Gravel ends their video concluding “Bitcoin is just a gamble. Not that the asset has value, but that the next person in line is more gullible than you.”

So is Bitcoin a gamble? Specifically, is it more of a gamble than government paper?

Beyond fiat’s Ponzi elements, Gravel’s other reasons why Bitcoin allegedly can never be a currency — volatility, speculation, real-world use, and energy — are all either inherent to a new money, are improving with time or, especially with energy, already far superior to government paper when correctly accounted.
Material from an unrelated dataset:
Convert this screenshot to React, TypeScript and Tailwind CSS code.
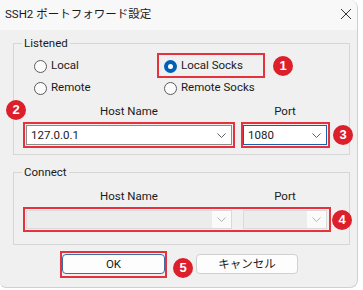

Meanwhile, because Bitcoin cannot be counterfeited, whether by criminals with thousand-dollar basement printers or government officials with million-dollar government printers, Bitcoin has an insurmountable advantage against the government product. Finally, because Bitcoin is inherently outside the control of increasingly control-freak governments, it has an insurmountable advantage in a world where liberty itself is under threat.

Put these protections from government together, and unless we have a revolution in world governance, Bitcoin’s insurmountable advantage over paper continues getting stronger each year as fresh millions discover and use Bitcoin, as the infrastructure matures, and as more governments continue dropping off the edge of crazy.

In contrast, not only is fiat among history’s largest Ponzi schemes, it’s not even a very good Ponzi: you’re not even betting your money will grow, you’re just praying it doesn’t shrink too fast. It’s a gamble that fiat will limp along long enough to put the kids through college. A Ponzi that pathetic, of course, could only survive enforced by men with guns, which g overnment paper emphatically is.

Bottom line, fiat lives in a Ponzi glass house, while Bitcoin’s bona fide currency weaknesses — its volatility and low ratio of real-world use — are both natural for emerging currencies, and are improving because Bitcoin’s foundation is superior.

Given governments’ now-soaring appetite for both money-printing and for surveillance and transaction-policing, it’s much closer to call Bitcoin a Ponzi-killer. One that I hope will bring the truly predatory Ponzi of worldwide fiat money to a faster collapse.